Bad news this holiday season: sales growth among private retailers is basically flat this year, according to Sageworks, a financial information company. Privately held retail companies are growing sales at an annual rate of 0.8 percent on average, according to financial statements collected by Sageworks throughout 2013. That’s a significant drop from the 7.4 percent average growth the firm found last year.
A drop of a few percentage points “has never been a real point for concern, but the fact that it has dropped from 7.4 percent to negligible growth is a pretty impactful difference,” says Libby Bierman, analyst at Sageworks.
Sales growth in other industries, such as construction, manufacturing, and wholesale, has declined at a similar rate, says Bierman. But the drop in retail sales growth is the most precipitous. “Sales this year, most recently in the last two quarters, have really started to decrease compared to the growth rates we’ve seen in past years,” she says. “Retail is the slowest growing industry of the sectors.”

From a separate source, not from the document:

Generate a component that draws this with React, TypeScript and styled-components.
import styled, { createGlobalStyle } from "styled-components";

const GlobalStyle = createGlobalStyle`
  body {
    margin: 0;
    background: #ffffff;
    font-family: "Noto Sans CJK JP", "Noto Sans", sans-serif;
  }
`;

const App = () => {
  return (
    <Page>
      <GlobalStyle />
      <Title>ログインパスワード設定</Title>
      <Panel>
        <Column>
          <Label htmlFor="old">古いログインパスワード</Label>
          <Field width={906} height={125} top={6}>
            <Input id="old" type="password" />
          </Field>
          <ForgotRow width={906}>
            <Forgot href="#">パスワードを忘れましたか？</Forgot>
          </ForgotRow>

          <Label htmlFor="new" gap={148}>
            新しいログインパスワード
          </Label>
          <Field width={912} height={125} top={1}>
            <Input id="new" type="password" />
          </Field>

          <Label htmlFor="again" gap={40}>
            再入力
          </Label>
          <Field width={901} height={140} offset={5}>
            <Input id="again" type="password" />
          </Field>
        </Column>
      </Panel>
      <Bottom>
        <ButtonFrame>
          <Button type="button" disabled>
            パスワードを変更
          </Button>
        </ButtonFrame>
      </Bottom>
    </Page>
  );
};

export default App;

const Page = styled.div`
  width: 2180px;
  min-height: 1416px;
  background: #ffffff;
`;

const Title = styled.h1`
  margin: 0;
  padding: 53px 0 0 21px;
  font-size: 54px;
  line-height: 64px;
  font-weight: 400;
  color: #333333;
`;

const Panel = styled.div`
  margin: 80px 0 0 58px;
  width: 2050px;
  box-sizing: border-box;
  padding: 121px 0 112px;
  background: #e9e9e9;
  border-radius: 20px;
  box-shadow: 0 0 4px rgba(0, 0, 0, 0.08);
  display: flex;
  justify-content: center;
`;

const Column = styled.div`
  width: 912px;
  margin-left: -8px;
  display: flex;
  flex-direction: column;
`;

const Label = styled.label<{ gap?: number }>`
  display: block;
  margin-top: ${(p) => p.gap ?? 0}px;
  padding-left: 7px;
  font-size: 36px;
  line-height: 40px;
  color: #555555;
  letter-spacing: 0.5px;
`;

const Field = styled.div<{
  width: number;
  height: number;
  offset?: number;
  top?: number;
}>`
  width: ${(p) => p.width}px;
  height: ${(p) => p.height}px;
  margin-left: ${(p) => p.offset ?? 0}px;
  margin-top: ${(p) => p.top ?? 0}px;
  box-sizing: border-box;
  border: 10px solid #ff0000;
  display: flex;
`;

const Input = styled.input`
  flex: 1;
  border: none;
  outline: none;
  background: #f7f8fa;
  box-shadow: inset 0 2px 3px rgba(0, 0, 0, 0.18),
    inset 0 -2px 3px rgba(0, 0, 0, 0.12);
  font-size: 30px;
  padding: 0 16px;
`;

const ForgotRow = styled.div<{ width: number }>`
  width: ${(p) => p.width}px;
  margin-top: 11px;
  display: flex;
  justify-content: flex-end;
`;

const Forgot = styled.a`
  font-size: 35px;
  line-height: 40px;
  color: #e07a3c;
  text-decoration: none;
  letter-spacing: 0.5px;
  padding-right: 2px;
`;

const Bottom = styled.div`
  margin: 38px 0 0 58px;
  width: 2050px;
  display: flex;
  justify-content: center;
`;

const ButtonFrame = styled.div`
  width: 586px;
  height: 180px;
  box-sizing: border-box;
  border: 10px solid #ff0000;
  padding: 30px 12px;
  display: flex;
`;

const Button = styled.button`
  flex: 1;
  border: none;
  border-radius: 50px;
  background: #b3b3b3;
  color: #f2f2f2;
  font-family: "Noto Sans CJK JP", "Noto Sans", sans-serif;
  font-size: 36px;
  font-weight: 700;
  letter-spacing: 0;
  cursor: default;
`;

Bierman says retailers and other private companies may be seeing sales growth fall because demand is leveling off after jumping post-recession. “Most consumers, or business consumers even, had held off on purchases during the recession because money was tight, because they didn’t have the profit to spare,” Bierman says. “And so after business began as usual, some of those purchases finally took place. I think that those pent up or delayed purchases might have started to wear thin, and any rebound after the recession has probably already taken place.”
Could retailers make up the difference in sales growth during the last month-and-a-half of the year? “They’d have a lot of growth to catch up for, so it’s unlikely,” Bierman says. “I do expect that, as normal, there would be an increase in retail sales during the Christmas season and the holiday season, but we wouldn’t be able to project if that’s going to be anywhere close to getting them to that 7 percent level.”

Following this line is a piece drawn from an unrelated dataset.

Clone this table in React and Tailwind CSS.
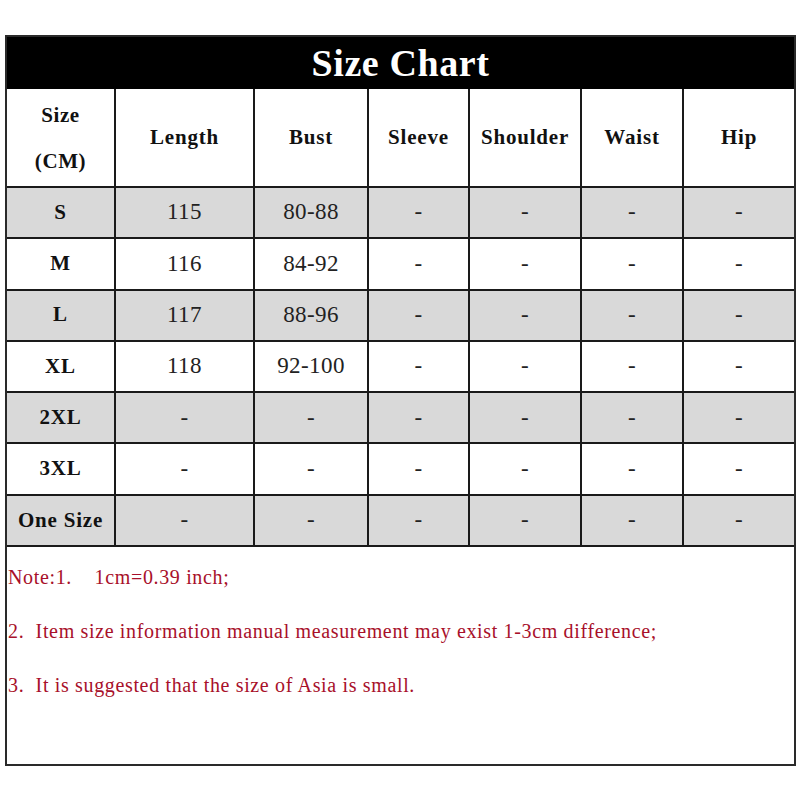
import React from 'react';

const cols = ['Length', 'Bust', 'Sleeve', 'Shoulder', 'Waist', 'Hip'];
const widths = ['w-[108px]', 'w-[139px]', 'w-[114px]', 'w-[101px]', 'w-[112px]', 'w-[102px]', 'w-[111px]'];

const rows = [
    ['S', '115', '80-88', '-', '-', '-', '-'],
    ['M', '116', '84-92', '-', '-', '-', '-'],
    ['L', '117', '88-96', '-', '-', '-', '-'],
    ['XL', '118', '92-100', '-', '-', '-', '-'],
    ['2XL', '-', '-', '-', '-', '-', '-'],
    ['3XL', '-', '-', '-', '-', '-', '-'],
    ['One Size', '-', '-', '-', '-', '-', '-'],
];

export default function App() {
    return (
        <div className="w-[800px] h-[800px] bg-white pt-[35px] pl-[5px]" style={{ fontFamily: '"Liberation Serif", "Times New Roman", serif' }}>
            <div className="w-[791px] h-[731px] border-2 border-[#2a2a2a] flex flex-col">
                <div className="h-[52px] bg-black flex items-center justify-center">
                    <span className="text-white font-bold text-[38px] leading-none tracking-[0.6px]">Size Chart</span>
                </div>
                <table className="table-fixed border-collapse w-[787px]">
                    <colgroup>
                        {widths.map((w, i) => <col key={i} className={w} />)}
                    </colgroup>
                    <thead>
                        <tr className="h-[98px]">
                            <th className="border-2 border-t-0 border-l-0 border-[#1a1a1a] font-bold text-[21px] tracking-[0.6px] leading-[46px] text-[#111] p-0">
                                Size<br />(CM)
                            </th>
                            {cols.map((c, i) => (
                                <th key={c} className={`border-2 border-t-0 border-[#1a1a1a] font-bold text-[21px] tracking-[0.8px] text-[#111] p-0 ${i === cols.length - 1 ? 'border-r-0' : ''}`}>{c}</th>
                            ))}
                        </tr>
                    </thead>
                    <tbody>
                        {rows.map((r, ri) => (
                            <tr key={ri} className={`h-[51.3px] ${ri % 2 === 0 ? 'bg-[#d9d9d9]' : 'bg-white'}`}>
                                {r.map((v, ci) => (
                                    <td
                                        key={ci}
                                        className={`border-2 border-[#1a1a1a] text-center p-0 ${ci === 0 ? 'border-l-0 font-bold text-[#111] text-[21px] tracking-[0.8px]' : 'text-[23px] tracking-[0.4px] text-[#222]'} ${ci === r.length - 1 ? 'border-r-0' : ''}`}
                                    >
                                        {v}
                                    </td>
                                ))}
                            </tr>
                        ))}
                    </tbody>
                </table>
                <div className="flex flex-col text-[20px] tracking-[0.65px] text-[#a8102a] pl-[1px] pt-[17px] gap-[28px] leading-[26px]">
                    <div className="whitespace-pre">Note:1.    1cm=0.39 inch;</div>
                    <div className="whitespace-pre">2.  Item size information manual measurement may exist 1-3cm difference;</div>
                    <div className="whitespace-pre">3.  It is suggested that the size of Asia is small.</div>
                </div>
            </div>
        </div>
    );
}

There is a small silver (tinsel?) lining to the most recent Sageworks numbers, Bierman says. Private companies, including retailers, are increasing their profit margins. Retailers’ net profit margin jumped from an average of 2.9 percent in 2012 to 3.9 percent in 2013. “While they may not be growing significantly, they’re still making money,” she says. “So it’s not that they’re necessarily going to go under.”
But sales have started to decrease among very small retailers, those with annual sales of less than $5 million. “If that continues to happen, it will be more difficult for those small companies to cover their overhead costs,” she says. “You’ll see margins start to wear a lot more thin, which could lead to businesses closing.”
The Thomson Reuters/University of Michigan preliminary consumer sentiment index fell to 72 in November, its lowest point since December 2011.